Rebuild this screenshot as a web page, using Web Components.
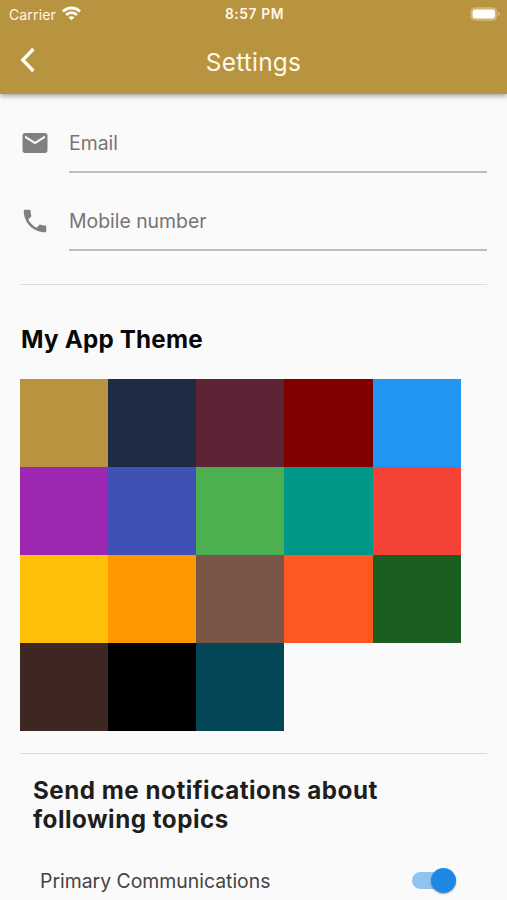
<!DOCTYPE html>
<html lang="en">
<head>
<meta charset="utf-8">
<title>Settings</title>
<style>
  body {
      margin: 0;
      background-color: #fafafa;
      font-family: Inter, "Liberation Sans", sans-serif;
      overflow: hidden;
  }
</style>
</head>
<body>
<settings-page></settings-page>
<script>
function makeTemplate(html) {
    const template = document.createElement("template");
    template.innerHTML = html;
    return template;
}

class BaseElement extends HTMLElement {
    constructor() {
        super();
        this.attachShadow({ mode: "open" });
        this.shadowRoot.append(this.constructor.template.content.cloneNode(true));
    }
}

class StatusBar extends BaseElement {
    static template = makeTemplate(`
        <style>
          :host {
              display: grid;
              grid-template-columns: 1fr auto 1fr;
              align-items: center;
              height: 27px;
              padding: 0 7px 0 9px;
              color: #fff8e8;
              font-size: 14px;
              line-height: 27px;
          }

          .carrier {
              display: flex;
              align-items: center;
              gap: 6px;
              letter-spacing: 0.14px;
          }

          .carrier svg {
              margin-bottom: 1px;
          }

          .time {
              padding-top: 1px;
              font-weight: 600;
              font-size: 13.8px;
              letter-spacing: 0.6px;
          }

          .battery {
              justify-self: end;
              margin-bottom: 1px;
          }

          svg {
              display: block;
          }
        </style>
        <div class="carrier">
          <span>Carrier</span>
          <svg width="19" height="15" viewBox="0 0 19 15" fill="none" stroke="#fffdf4" stroke-width="2.8">
            <path d="M1 5.6C5.8.8 13.2.8 18 5.6"/>
            <path d="M4.1 8.9C7.1 5.9 11.9 5.9 14.9 8.9"/>
            <path d="M9.5 14.2 6.5 11.2C8.1 9.8 10.9 9.8 12.5 11.2Z" fill="#fffdf4" stroke="none"/>
          </svg>
        </div>
        <span class="time">8:57 PM</span>
        <svg class="battery" width="30" height="14" viewBox="0 0 30 14">
          <rect x=".8" y=".7" width="26" height="12.6" rx="4" fill="#d2b373" stroke="#d2b373" stroke-width="1"/>
          <rect x="2.6" y="2.5" width="22.4" height="9" rx="2.4" fill="#fffefa"/>
          <path d="M28.2 5C30.2 5.6 30.2 8.4 28.2 9Z" fill="#d8bf8c"/>
        </svg>
    `);
}

class AppBar extends BaseElement {
    static template = makeTemplate(`
        <style>
          :host {
              display: block;
              height: 94px;
              background-color: #b99440;
              box-shadow: 0 2px 5px rgba(0, 0, 0, 0.36);
          }

          .toolbar {
              display: grid;
              grid-template-columns: 1fr auto 1fr;
              align-items: center;
              height: 67px;
              padding: 0 20px;
              box-sizing: border-box;
          }

          h1 {
              margin: 2px 0 0;
              color: #fffaec;
              font-size: 24.4px;
              font-weight: 400;
              line-height: 30px;
              letter-spacing: 0.25px;
          }

          svg {
              display: block;
              margin-bottom: 2px;
          }
        </style>
        <status-bar></status-bar>
        <div class="toolbar">
          <svg width="16" height="26" viewBox="0 0 16 26" fill="none" stroke="#fffdf5" stroke-width="3.4">
            <path d="M13.4 2 2.8 13 13.4 24"/>
          </svg>
          <h1><slot></slot></h1>
        </div>
    `);
}

class InputField extends BaseElement {
    static template = makeTemplate(`
        <style>
          :host {
              display: flex;
              height: 78px;
          }

          .icon {
              flex: none;
              width: 49px;
              padding-top: 33px;
              box-sizing: border-box;
          }

          .label {
              flex: 1;
              box-sizing: border-box;
              padding-top: 35px;
              border-bottom: 2px solid #bebebe;
              color: #757575;
              font-size: 19.4px;
              line-height: 26px;
          }
        </style>
        <div class="icon"><slot name="icon"></slot></div>
        <div class="label"><slot></slot></div>
    `);
}

class ColorGrid extends BaseElement {
    static template = makeTemplate(`
        <style>
          :host {
              display: grid;
              grid-template-columns: repeat(5, 88.05px);
              grid-auto-rows: 87.9px;
              padding-left: 0.35px;
          }
        </style>
    `);

    connectedCallback() {
        for (const color of this.getAttribute("colors").split(" ")) {
            const swatch = document.createElement("div");
            swatch.style.backgroundColor = color;
            this.shadowRoot.append(swatch);
        }
    }
}

class TopicSwitch extends BaseElement {
    static template = makeTemplate(`
        <style>
          :host {
              display: flex;
              justify-content: space-between;
              align-items: center;
              height: 40px;
              padding: 0 31px 0 20px;
              color: #444;
              font-size: 19.4px;
          }

          .text {
              padding-top: 1px;
          }

          .track {
              display: flex;
              justify-content: flex-end;
              align-items: center;
              width: 44px;
              height: 17px;
              border-radius: 9px;
              background-color: #8fc3f2;
          }

          .thumb {
              width: 25px;
              height: 25px;
              border-radius: 50%;
              background-color: #1e88e5;
              box-shadow: 0 1px 2px rgba(0, 0, 0, 0.35);
          }
        </style>
        <span class="text"><slot></slot></span>
        <div class="track"><div class="thumb"></div></div>
    `);
}

class SettingsPage extends BaseElement {
    static template = makeTemplate(`
        <style>
          :host {
              display: block;
              height: 900px;
              overflow: hidden;
          }

          main {
              padding: 1px 20px 0;
          }

          .icon {
              display: block;
              width: 30px;
              height: 30px;
              fill: #808080;
          }

          hr {
              height: 1px;
              margin: 0;
              border: none;
              background-color: #dcdcdc;
          }

          h2 {
              margin: 0;
              font-size: 24.2px;
              font-weight: 700;
              line-height: 29.4px;
          }

          .theme {
              padding: 40px 0 24px 1px;
              color: #080808;
              line-height: 30px;
              letter-spacing: 0.2px;
          }

          .topics {
              padding: 22px 60px 26px 13px;
              color: #1e1e1e;
              letter-spacing: 0.5px;
          }
        </style>
        <app-bar>Settings</app-bar>
        <main>
          <input-field>
            <svg class="icon" slot="icon" viewBox="0 0 24 24"><path d="M20 4H4c-1.1 0-1.99.9-1.99 2L2 18c0 1.1.9 2 2 2h16c1.1 0 2-.9 2-2V6c0-1.1-.9-2-2-2zm0 4l-8 5-8-5V6l8 5 8-5v2z"/></svg>
            <span class="email">Email</span>
          </input-field>
          <input-field>
            <svg class="icon" slot="icon" viewBox="0 0 24 24"><path d="M6.62 10.79c1.44 2.83 3.76 5.14 6.59 6.59l2.2-2.2c.27-.27.67-.36 1.02-.24 1.12.37 2.33.57 3.57.57.55 0 1 .45 1 1V20c0 .55-.45 1-1 1-9.39 0-17-7.61-17-17 0-.55.45-1 1-1h3.5c.55 0 1 .45 1 1 0 1.25.2 2.45.57 3.57.11.35.03.74-.25 1.02l-2.2 2.2z"/></svg>
            <span class="mobile">Mobile number</span>
          </input-field>
          <hr style="margin-top: 33px">
          <h2 class="theme">My App Theme</h2>
          <color-grid colors="#b99440 #1f2a44 #5c2434 #800000 #2196f3 #9c27b0 #3f51b5 #4caf50 #009688 #f44336 #ffc107 #ff9800 #795548 #ff5722 #1b5e20 #3e2723 #000000 #044655"></color-grid>
          <hr style="margin-top: 22px">
          <h2 class="topics">Send me notifications about following topics</h2>
          <topic-switch>Primary Communications</topic-switch>
        </main>
    `);
}

customElements.define("status-bar", StatusBar);
customElements.define("app-bar", AppBar);
customElements.define("input-field", InputField);
customElements.define("color-grid", ColorGrid);
customElements.define("topic-switch", TopicSwitch);
customElements.define("settings-page", SettingsPage);
</script>
</body>
</html>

--- --- ---

Images should not appear in the copy; retype the listing above exactly.

» CORRECT RESPONSE:
Rebuild this screenshot as a web page, using Web Components.
<!DOCTYPE html>
<html lang="en">
<head>
<meta charset="utf-8">
<title>Settings</title>
<style>
  body {
      margin: 0;
      background-color: #fafafa;
      font-family: Inter, "Liberation Sans", sans-serif;
      overflow: hidden;
  }
</style>
</head>
<body>
<settings-page></settings-page>
<script>
function makeTemplate(html) {
    const template = document.createElement("template");
    template.innerHTML = html;
    return template;
}

class BaseElement extends HTMLElement {
    constructor() {
        super();
        this.attachShadow({ mode: "open" });
        this.shadowRoot.append(this.constructor.template.content.cloneNode(true));
    }
}

class StatusBar extends BaseElement {
    static template = makeTemplate(`
        <style>
          :host {
              display: grid;
              grid-template-columns: 1fr auto 1fr;
              align-items: center;
              height: 27px;
              padding: 0 7px 0 9px;
              color: #fff8e8;
              font-size: 14px;
              line-height: 27px;
          }

          .carrier {
              display: flex;
              align-items: center;
              gap: 6px;
              letter-spacing: 0.14px;
          }

          .carrier svg {
              margin-bottom: 1px;
          }

          .time {
              padding-top: 1px;
              font-weight: 600;
              font-size: 13.8px;
              letter-spacing: 0.6px;
          }

          .battery {
              justify-self: end;
              margin-bottom: 1px;
          }

          svg {
              display: block;
          }
        </style>
        <div class="carrier">
          <span>Carrier</span>
          <svg width="19" height="15" viewBox="0 0 19 15" fill="none" stroke="#fffdf4" stroke-width="2.8">
            <path d="M1 5.6C5.8.8 13.2.8 18 5.6"/>
            <path d="M4.1 8.9C7.1 5.9 11.9 5.9 14.9 8.9"/>
            <path d="M9.5 14.2 6.5 11.2C8.1 9.8 10.9 9.8 12.5 11.2Z" fill="#fffdf4" stroke="none"/>
          </svg>
        </div>
        <span class="time">8:57 PM</span>
        <svg class="battery" width="30" height="14" viewBox="0 0 30 14">
          <rect x=".8" y=".7" width="26" height="12.6" rx="4" fill="#d2b373" stroke="#d2b373" stroke-width="1"/>
          <rect x="2.6" y="2.5" width="22.4" height="9" rx="2.4" fill="#fffefa"/>
          <path d="M28.2 5C30.2 5.6 30.2 8.4 28.2 9Z" fill="#d8bf8c"/>
        </svg>
    `);
}

class AppBar extends BaseElement {
    static template = makeTemplate(`
        <style>
          :host {
              display: block;
              height: 94px;
              background-color: #b99440;
              box-shadow: 0 2px 5px rgba(0, 0, 0, 0.36);
          }

          .toolbar {
              display: grid;
              grid-template-columns: 1fr auto 1fr;
              align-items: center;
              height: 67px;
              padding: 0 20px;
              box-sizing: border-box;
          }

          h1 {
              margin: 2px 0 0;
              color: #fffaec;
              font-size: 24.4px;
              font-weight: 400;
              line-height: 30px;
              letter-spacing: 0.25px;
          }

          svg {
              display: block;
              margin-bottom: 2px;
          }
        </style>
        <status-bar></status-bar>
        <div class="toolbar">
          <svg width="16" height="26" viewBox="0 0 16 26" fill="none" stroke="#fffdf5" stroke-width="3.4">
            <path d="M13.4 2 2.8 13 13.4 24"/>
          </svg>
          <h1><slot></slot></h1>
        </div>
    `);
}

class InputField extends BaseElement {
    static template = makeTemplate(`
        <style>
          :host {
              display: flex;
              height: 78px;
          }

          .icon {
              flex: none;
              width: 49px;
              padding-top: 33px;
              box-sizing: border-box;
          }

          .label {
              flex: 1;
              box-sizing: border-box;
              padding-top: 35px;
              border-bottom: 2px solid #bebebe;
              color: #757575;
              font-size: 19.4px;
              line-height: 26px;
          }
        </style>
        <div class="icon"><slot name="icon"></slot></div>
        <div class="label"><slot></slot></div>
    `);
}

class ColorGrid extends BaseElement {
    static template = makeTemplate(`
        <style>
          :host {
              display: grid;
              grid-template-columns: repeat(5, 88.05px);
              grid-auto-rows: 87.9px;
              padding-left: 0.35px;
          }
        </style>
    `);

    connectedCallback() {
        for (const color of this.getAttribute("colors").split(" ")) {
            const swatch = document.createElement("div");
            swatch.style.backgroundColor = color;
            this.shadowRoot.append(swatch);
        }
    }
}

class TopicSwitch extends BaseElement {
    static template = makeTemplate(`
        <style>
          :host {
              display: flex;
              justify-content: space-between;
              align-items: center;
              height: 40px;
              padding: 0 31px 0 20px;
              color: #444;
              font-size: 19.4px;
          }

          .text {
              padding-top: 1px;
          }

          .track {
              display: flex;
              justify-content: flex-end;
              align-items: center;
              width: 44px;
              height: 17px;
              border-radius: 9px;
              background-color: #8fc3f2;
          }

          .thumb {
              width: 25px;
              height: 25px;
              border-radius: 50%;
              background-color: #1e88e5;
              box-shadow: 0 1px 2px rgba(0, 0, 0, 0.35);
          }
        </style>
        <span class="text"><slot></slot></span>
        <div class="track"><div class="thumb"></div></div>
    `);
}

class SettingsPage extends BaseElement {
    static template = makeTemplate(`
        <style>
          :host {
              display: block;
              height: 900px;
              overflow: hidden;
          }

          main {
              padding: 1px 20px 0;
          }

          .icon {
              display: block;
              width: 30px;
              height: 30px;
              fill: #808080;
          }

          hr {
              height: 1px;
              margin: 0;
              border: none;
              background-color: #dcdcdc;
          }

          h2 {
              margin: 0;
              font-size: 24.2px;
              font-weight: 700;
              line-height: 29.4px;
          }

          .theme {
              padding: 40px 0 24px 1px;
              color: #080808;
              line-height: 30px;
              letter-spacing: 0.2px;
          }

          .topics {
              padding: 22px 60px 26px 13px;
              color: #1e1e1e;
              letter-spacing: 0.5px;
          }
        </style>
        <app-bar>Settings</app-bar>
        <main>
          <input-field>
            <svg class="icon" slot="icon" viewBox="0 0 24 24"><path d="M20 4H4c-1.1 0-1.99.9-1.99 2L2 18c0 1.1.9 2 2 2h16c1.1 0 2-.9 2-2V6c0-1.1-.9-2-2-2zm0 4l-8 5-8-5V6l8 5 8-5v2z"/></svg>
            <span class="email">Email</span>
          </input-field>
          <input-field>
            <svg class="icon" slot="icon" viewBox="0 0 24 24"><path d="M6.62 10.79c1.44 2.83 3.76 5.14 6.59 6.59l2.2-2.2c.27-.27.67-.36 1.02-.24 1.12.37 2.33.57 3.57.57.55 0 1 .45 1 1V20c0 .55-.45 1-1 1-9.39 0-17-7.61-17-17 0-.55.45-1 1-1h3.5c.55 0 1 .45 1 1 0 1.25.2 2.45.57 3.57.11.35.03.74-.25 1.02l-2.2 2.2z"/></svg>
            <span class="mobile">Mobile number</span>
          </input-field>
          <hr style="margin-top: 33px">
          <h2 class="theme">My App Theme</h2>
          <color-grid colors="#b99440 #1f2a44 #5c2434 #800000 #2196f3 #9c27b0 #3f51b5 #4caf50 #009688 #f44336 #ffc107 #ff9800 #795548 #ff5722 #1b5e20 #3e2723 #000000 #044655"></color-grid>
          <hr style="margin-top: 22px">
          <h2 class="topics">Send me notifications about following topics</h2>
          <topic-switch>Primary Communications</topic-switch>
        </main>
    `);
}

customElements.define("status-bar", StatusBar);
customElements.define("app-bar", AppBar);
customElements.define("input-field", InputField);
customElements.define("color-grid", ColorGrid);
customElements.define("topic-switch", TopicSwitch);
customElements.define("settings-page", SettingsPage);
</script>
</body>
</html>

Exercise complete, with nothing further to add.